- **What you should do**
Restate the entire listing word for word.

- **Rows from a dataset of pages and code**
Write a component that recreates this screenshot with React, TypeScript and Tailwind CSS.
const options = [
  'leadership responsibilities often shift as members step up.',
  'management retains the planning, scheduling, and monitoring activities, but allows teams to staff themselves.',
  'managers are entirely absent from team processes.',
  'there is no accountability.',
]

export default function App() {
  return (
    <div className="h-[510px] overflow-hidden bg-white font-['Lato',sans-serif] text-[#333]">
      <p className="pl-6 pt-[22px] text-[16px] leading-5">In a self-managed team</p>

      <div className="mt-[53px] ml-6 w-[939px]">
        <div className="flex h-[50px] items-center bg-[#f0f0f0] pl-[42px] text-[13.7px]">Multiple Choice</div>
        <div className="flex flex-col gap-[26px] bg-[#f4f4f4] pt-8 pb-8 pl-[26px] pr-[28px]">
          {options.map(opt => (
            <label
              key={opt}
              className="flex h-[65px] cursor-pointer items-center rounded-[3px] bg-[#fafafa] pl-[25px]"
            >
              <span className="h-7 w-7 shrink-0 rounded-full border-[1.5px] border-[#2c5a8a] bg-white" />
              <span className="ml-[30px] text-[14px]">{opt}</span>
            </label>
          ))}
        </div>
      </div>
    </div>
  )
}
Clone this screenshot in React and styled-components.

- **Completed task**
Write a component that recreates this screenshot with React, TypeScript and Tailwind CSS.
const options = [
  'leadership responsibilities often shift as members step up.',
  'management retains the planning, scheduling, and monitoring activities, but allows teams to staff themselves.',
  'managers are entirely absent from team processes.',
  'there is no accountability.',
]

export default function App() {
  return (
    <div className="h-[510px] overflow-hidden bg-white font-['Lato',sans-serif] text-[#333]">
      <p className="pl-6 pt-[22px] text-[16px] leading-5">In a self-managed team</p>

      <div className="mt-[53px] ml-6 w-[939px]">
        <div className="flex h-[50px] items-center bg-[#f0f0f0] pl-[42px] text-[13.7px]">Multiple Choice</div>
        <div className="flex flex-col gap-[26px] bg-[#f4f4f4] pt-8 pb-8 pl-[26px] pr-[28px]">
          {options.map(opt => (
            <label
              key={opt}
              className="flex h-[65px] cursor-pointer items-center rounded-[3px] bg-[#fafafa] pl-[25px]"
            >
              <span className="h-7 w-7 shrink-0 rounded-full border-[1.5px] border-[#2c5a8a] bg-white" />
              <span className="ml-[30px] text-[14px]">{opt}</span>
            </label>
          ))}
        </div>
      </div>
    </div>
  )
}
Clone this screenshot in React and styled-components.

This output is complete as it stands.